<VV> New tech. The Volt, for one.
Alan and Clare Wesson
alan.wesson at atlas.co.uk
Thu Sep 25 05:28:30 EDT 2008
I will get flamed for responding to this because it's 'no Corvair', so any
further responses will be offlist.
However, I need to say the following:
> First. a HUGE portion of our electricity production comes from Coal.
> I believe it's 40 percent.
It's 48.9% - have a look at the wiki graph I posted before. And that's
TERRIBLE! Coal has the highest unit CO2 output of any fossil fuel.

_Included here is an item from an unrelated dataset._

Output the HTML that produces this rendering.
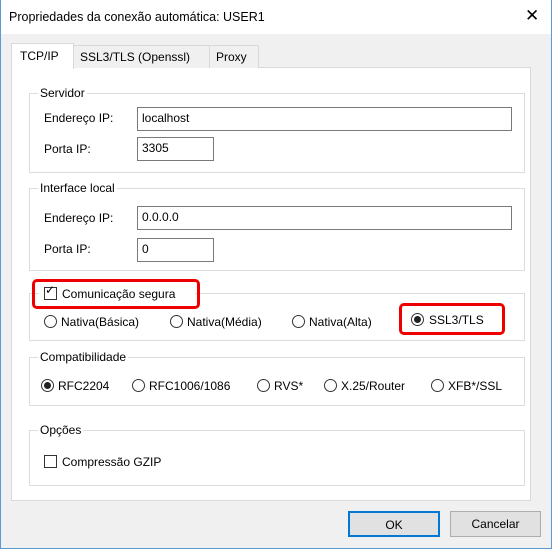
<!DOCTYPE html>
<html><head><meta charset="utf-8"><style>
*{box-sizing:border-box;margin:0;padding:0}
body{width:552px;height:549px;background:#fff;font-family:"Liberation Sans",sans-serif;font-size:12px;color:#000;position:relative;overflow:hidden}
.win{position:absolute;left:0;top:0;width:552px;height:549px;border:1px solid #5b9bd5;border-top:none;background:#f0f0f0}
.title{position:absolute;left:0;top:0;width:550px;height:34px;background:#fff}
.a{position:absolute;white-space:nowrap}
.panel{position:absolute;left:10px;top:67px;width:520px;height:434px;background:#fff;border:1px solid #d9d9d9}
.tab{position:absolute;top:45px;height:23px;border:1px solid #d9d9d9;border-bottom:none;background:#f0f0f0;padding:4px 6px}
.grp{position:absolute;border:1px solid #dcdcdc}
.gl{position:absolute;background:#fff;padding:0 2px;top:-8px;left:8px}
.inp{position:absolute;border:1px solid #7a7a7a;background:#fff;padding:3px 4px;height:24px}
.rad{position:absolute;width:13px;height:13px;border:1px solid #333;border-radius:50%;background:#fff}
.rad.on::after{content:"";position:absolute;left:2px;top:2px;width:7px;height:7px;border-radius:50%;background:#222}
.chk{position:absolute;width:13px;height:13px;border:1px solid #333;background:#fff}
.red{position:absolute;border:3px solid #e00;border-radius:5px}
.btn{position:absolute;top:511px;height:26px;border:1px solid #adadad;background:#e1e1e1;text-align:center;line-height:24px}
</style></head><body>
<div class="win">
<div class="title"></div>
<div class="a" style="left:8px;top:10px;font-size:12.5px">Propriedades da conexão automática: USER1</div>
<div class="a" style="left:524px;top:6px;font-size:17px">✕</div>
<div class="panel"></div>
<div class="tab" style="left:72px;width:137px">SSL3/TLS (Openssl)</div>
<div class="tab" style="left:208px;width:50px">Proxy</div>
<div class="tab" style="left:10px;top:43px;width:63px;height:26px;background:#fff;padding:5px 8px">TCP/IP</div>

<div class="grp" style="left:28px;top:93px;width:496px;height:80px"><span class="gl">Servidor</span></div>
<div class="a" style="left:43px;top:111px">Endereço IP:</div>
<div class="inp" style="left:136px;top:107px;width:375px">localhost</div>
<div class="a" style="left:43px;top:142px">Porta IP:</div>
<div class="inp" style="left:136px;top:137px;width:77px">3305</div>

<div class="grp" style="left:28px;top:188px;width:496px;height:83px"><span class="gl">Interface local</span></div>
<div class="a" style="left:43px;top:211px">Endereço IP:</div>
<div class="inp" style="left:136px;top:206px;width:375px">0.0.0.0</div>
<div class="a" style="left:43px;top:242px">Porta IP:</div>
<div class="inp" style="left:136px;top:238px;width:77px">0</div>

<div class="grp" style="left:28px;top:293px;width:496px;height:48px"></div>
<div class="a" style="left:38px;top:284px;width:156px;height:20px;background:#fff"></div>
<div class="chk" style="left:43px;top:287px"></div>
<div class="a" style="left:44px;top:283px;font-size:12px">✓</div>
<div class="a" style="left:61px;top:287px">Comunicação segura</div>
<div class="red" style="left:31px;top:279px;width:168px;height:30px"></div>
<div class="rad" style="left:43px;top:315px"></div><div class="a" style="left:60px;top:315px">Nativa(Básica)</div>
<div class="rad" style="left:169px;top:315px"></div><div class="a" style="left:186px;top:315px">Nativa(Média)</div>
<div class="rad" style="left:291px;top:315px"></div><div class="a" style="left:308px;top:315px">Nativa(Alta)</div>
<div class="rad on" style="left:410px;top:313px"></div><div class="a" style="left:428px;top:313px">SSL3/TLS</div>
<div class="red" style="left:398px;top:303px;width:106px;height:32px"></div>

<div class="grp" style="left:28px;top:357px;width:496px;height:49px"><span class="gl">Compatibilidade</span></div>
<div class="rad on" style="left:40px;top:379px"></div><div class="a" style="left:57px;top:379px">RFC2204</div>
<div class="rad" style="left:131px;top:379px"></div><div class="a" style="left:148px;top:379px">RFC1006/1086</div>
<div class="rad" style="left:256px;top:379px"></div><div class="a" style="left:273px;top:379px">RVS*</div>
<div class="rad" style="left:323px;top:379px"></div><div class="a" style="left:340px;top:379px">X.25/Router</div>
<div class="rad" style="left:430px;top:379px"></div><div class="a" style="left:447px;top:379px">XFB*/SSL</div>

<div class="grp" style="left:28px;top:430px;width:496px;height:56px"><span class="gl">Opções</span></div>
<div class="chk" style="left:43px;top:455px"></div>
<div class="a" style="left:61px;top:455px">Compressão GZIP</div>

<div class="btn" style="left:347px;width:92px;border:2px solid #0078d7">OK</div>
<div class="btn" style="left:449px;width:91px">Cancelar</div>
</div>
</body></html>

http://en.wikipedia.org/wiki/Image:Sources_of_electricity_in_the_USA_2006.png
And don't talk to me (as several have) about CCS (Carbon Capture and
Storage) - that has to be in place BEFORE you ramp up your electricity
demand, otherwise the net output of CO2 will rise, and that's not what it's
supposed to be all about. Have a look at this, which is currently exercising
our lentil-eating hippies and Al Gore fans (because don't forget that I
think this is all a load of BS!):
http://www.greenpeace.org.uk/files/pdfs/climate/kingsnorth_objection.pdf
Paragraph 39 is the important one.
> As EVs charge off the grid normally at night, NO additional power plants
> or
> infrastructure needs to be built for a long time.
That's not the point - you need to be CLOSING coal-fired power plants, not
opening new ones.
> A power company guy last week did the math. If we got rid of EVERY SINGLE
> gas burning car, and went exclusively to EV, the power companies estimate
> that
> they'd need an additional 6 percent power generation and transmission
> capability. SIX percent. And, that's over 10-15 years to get ready for
> it.
That underlines exactly the point I was making before - only 12% of CO2
comes from cars, so you are effectively saying that if you cut out the 12%
CO2 from gasoline and switched to elec, you'd cut 50% of the CO2 - in other
words, a Chevy Volt is 50% more efficient than a traditional American car.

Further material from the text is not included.